## Task directions
Leave out the pictures and transcribe everything else exactly.

## Source data
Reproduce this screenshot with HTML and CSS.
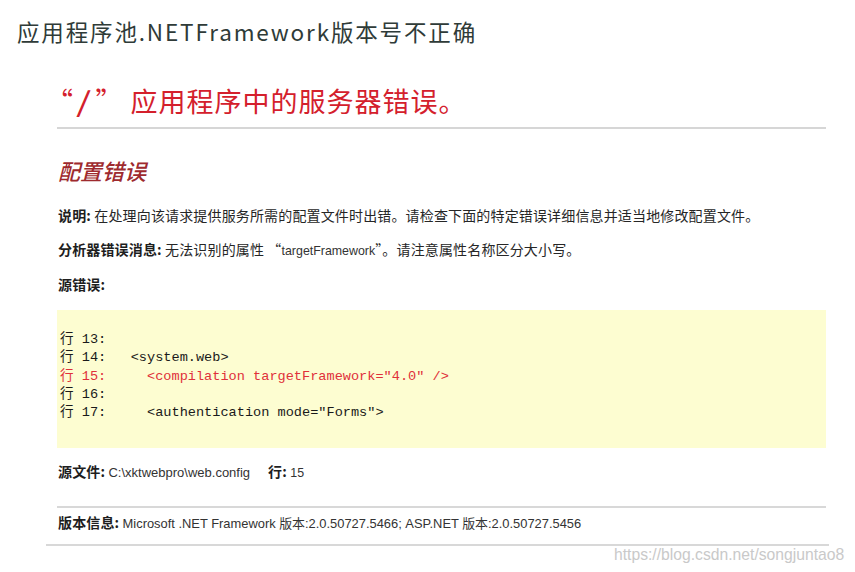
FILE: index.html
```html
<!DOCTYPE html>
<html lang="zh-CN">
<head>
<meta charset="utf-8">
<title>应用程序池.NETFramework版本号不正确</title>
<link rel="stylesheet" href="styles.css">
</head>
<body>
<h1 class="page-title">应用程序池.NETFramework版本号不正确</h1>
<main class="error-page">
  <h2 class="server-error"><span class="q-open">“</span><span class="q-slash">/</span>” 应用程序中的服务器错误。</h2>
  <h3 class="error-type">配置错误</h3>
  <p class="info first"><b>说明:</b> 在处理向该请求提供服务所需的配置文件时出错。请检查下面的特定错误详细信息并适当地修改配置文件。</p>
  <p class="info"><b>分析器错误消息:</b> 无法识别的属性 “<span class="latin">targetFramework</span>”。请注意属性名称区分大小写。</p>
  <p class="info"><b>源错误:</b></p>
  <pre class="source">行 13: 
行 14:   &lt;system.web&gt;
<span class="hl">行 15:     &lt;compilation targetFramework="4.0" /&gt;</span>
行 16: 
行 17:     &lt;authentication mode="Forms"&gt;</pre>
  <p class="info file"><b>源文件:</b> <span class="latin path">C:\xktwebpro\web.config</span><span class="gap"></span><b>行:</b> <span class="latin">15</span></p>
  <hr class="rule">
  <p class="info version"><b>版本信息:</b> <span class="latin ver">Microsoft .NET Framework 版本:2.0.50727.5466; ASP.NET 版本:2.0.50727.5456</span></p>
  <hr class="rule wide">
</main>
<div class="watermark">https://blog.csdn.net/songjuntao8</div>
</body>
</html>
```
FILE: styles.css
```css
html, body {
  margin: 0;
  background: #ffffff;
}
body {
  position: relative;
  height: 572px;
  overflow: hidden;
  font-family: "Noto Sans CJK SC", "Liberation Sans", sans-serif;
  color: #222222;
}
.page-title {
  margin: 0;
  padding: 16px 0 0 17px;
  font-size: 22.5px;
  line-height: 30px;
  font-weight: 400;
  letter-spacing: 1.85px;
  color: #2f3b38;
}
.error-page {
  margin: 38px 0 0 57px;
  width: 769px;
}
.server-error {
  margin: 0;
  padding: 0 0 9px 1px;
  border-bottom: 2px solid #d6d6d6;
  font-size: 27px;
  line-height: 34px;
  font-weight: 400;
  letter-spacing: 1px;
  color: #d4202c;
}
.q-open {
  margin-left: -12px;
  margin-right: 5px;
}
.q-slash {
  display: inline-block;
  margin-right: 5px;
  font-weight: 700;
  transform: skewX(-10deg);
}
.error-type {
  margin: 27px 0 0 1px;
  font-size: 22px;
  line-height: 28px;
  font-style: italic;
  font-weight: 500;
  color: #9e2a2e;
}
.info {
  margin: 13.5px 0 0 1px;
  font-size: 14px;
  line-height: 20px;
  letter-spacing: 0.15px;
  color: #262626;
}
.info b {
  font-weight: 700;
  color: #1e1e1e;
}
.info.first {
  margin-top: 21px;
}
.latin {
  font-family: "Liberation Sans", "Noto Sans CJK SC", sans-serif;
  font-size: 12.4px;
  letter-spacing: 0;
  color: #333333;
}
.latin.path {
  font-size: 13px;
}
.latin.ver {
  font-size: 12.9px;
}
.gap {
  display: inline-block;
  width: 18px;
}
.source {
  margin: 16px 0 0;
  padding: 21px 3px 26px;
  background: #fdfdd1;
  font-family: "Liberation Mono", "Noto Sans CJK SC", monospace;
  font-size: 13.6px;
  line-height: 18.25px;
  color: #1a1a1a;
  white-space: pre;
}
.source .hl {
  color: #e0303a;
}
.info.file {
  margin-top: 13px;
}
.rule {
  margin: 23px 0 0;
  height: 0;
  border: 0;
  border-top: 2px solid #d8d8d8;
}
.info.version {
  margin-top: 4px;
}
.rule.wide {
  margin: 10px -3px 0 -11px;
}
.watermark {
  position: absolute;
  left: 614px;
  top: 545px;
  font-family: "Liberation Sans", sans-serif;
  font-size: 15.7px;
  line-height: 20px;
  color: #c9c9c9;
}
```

## Result below
Reproduce this screenshot with HTML and CSS.
FILE: index.html
```html
<!DOCTYPE html>
<html lang="zh-CN">
<head>
<meta charset="utf-8">
<title>应用程序池.NETFramework版本号不正确</title>
<link rel="stylesheet" href="styles.css">
</head>
<body>
<h1 class="page-title">应用程序池.NETFramework版本号不正确</h1>
<main class="error-page">
  <h2 class="server-error"><span class="q-open">“</span><span class="q-slash">/</span>” 应用程序中的服务器错误。</h2>
  <h3 class="error-type">配置错误</h3>
  <p class="info first"><b>说明:</b> 在处理向该请求提供服务所需的配置文件时出错。请检查下面的特定错误详细信息并适当地修改配置文件。</p>
  <p class="info"><b>分析器错误消息:</b> 无法识别的属性 “<span class="latin">targetFramework</span>”。请注意属性名称区分大小写。</p>
  <p class="info"><b>源错误:</b></p>
  <pre class="source">行 13: 
行 14:   &lt;system.web&gt;
<span class="hl">行 15:     &lt;compilation targetFramework="4.0" /&gt;</span>
行 16: 
行 17:     &lt;authentication mode="Forms"&gt;</pre>
  <p class="info file"><b>源文件:</b> <span class="latin path">C:\xktwebpro\web.config</span><span class="gap"></span><b>行:</b> <span class="latin">15</span></p>
  <hr class="rule">
  <p class="info version"><b>版本信息:</b> <span class="latin ver">Microsoft .NET Framework 版本:2.0.50727.5466; ASP.NET 版本:2.0.50727.5456</span></p>
  <hr class="rule wide">
</main>
<div class="watermark">https://blog.csdn.net/songjuntao8</div>
</body>
</html>
```
FILE: styles.css
```css
html, body {
  margin: 0;
  background: #ffffff;
}
body {
  position: relative;
  height: 572px;
  overflow: hidden;
  font-family: "Noto Sans CJK SC", "Liberation Sans", sans-serif;
  color: #222222;
}
.page-title {
  margin: 0;
  padding: 16px 0 0 17px;
  font-size: 22.5px;
  line-height: 30px;
  font-weight: 400;
  letter-spacing: 1.85px;
  color: #2f3b38;
}
.error-page {
  margin: 38px 0 0 57px;
  width: 769px;
}
.server-error {
  margin: 0;
  padding: 0 0 9px 1px;
  border-bottom: 2px solid #d6d6d6;
  font-size: 27px;
  line-height: 34px;
  font-weight: 400;
  letter-spacing: 1px;
  color: #d4202c;
}
.q-open {
  margin-left: -12px;
  margin-right: 5px;
}
.q-slash {
  display: inline-block;
  margin-right: 5px;
  font-weight: 700;
  transform: skewX(-10deg);
}
.error-type {
  margin: 27px 0 0 1px;
  font-size: 22px;
  line-height: 28px;
  font-style: italic;
  font-weight: 500;
  color: #9e2a2e;
}
.info {
  margin: 13.5px 0 0 1px;
  font-size: 14px;
  line-height: 20px;
  letter-spacing: 0.15px;
  color: #262626;
}
.info b {
  font-weight: 700;
  color: #1e1e1e;
}
.info.first {
  margin-top: 21px;
}
.latin {
  font-family: "Liberation Sans", "Noto Sans CJK SC", sans-serif;
  font-size: 12.4px;
  letter-spacing: 0;
  color: #333333;
}
.latin.path {
  font-size: 13px;
}
.latin.ver {
  font-size: 12.9px;
}
.gap {
  display: inline-block;
  width: 18px;
}
.source {
  margin: 16px 0 0;
  padding: 21px 3px 26px;
  background: #fdfdd1;
  font-family: "Liberation Mono", "Noto Sans CJK SC", monospace;
  font-size: 13.6px;
  line-height: 18.25px;
  color: #1a1a1a;
  white-space: pre;
}
.source .hl {
  color: #e0303a;
}
.info.file {
  margin-top: 13px;
}
.rule {
  margin: 23px 0 0;
  height: 0;
  border: 0;
  border-top: 2px solid #d8d8d8;
}
.info.version {
  margin-top: 4px;
}
.rule.wide {
  margin: 10px -3px 0 -11px;
}
.watermark {
  position: absolute;
  left: 614px;
  top: 545px;
  font-family: "Liberation Sans", sans-serif;
  font-size: 15.7px;
  line-height: 20px;
  color: #c9c9c9;
}
```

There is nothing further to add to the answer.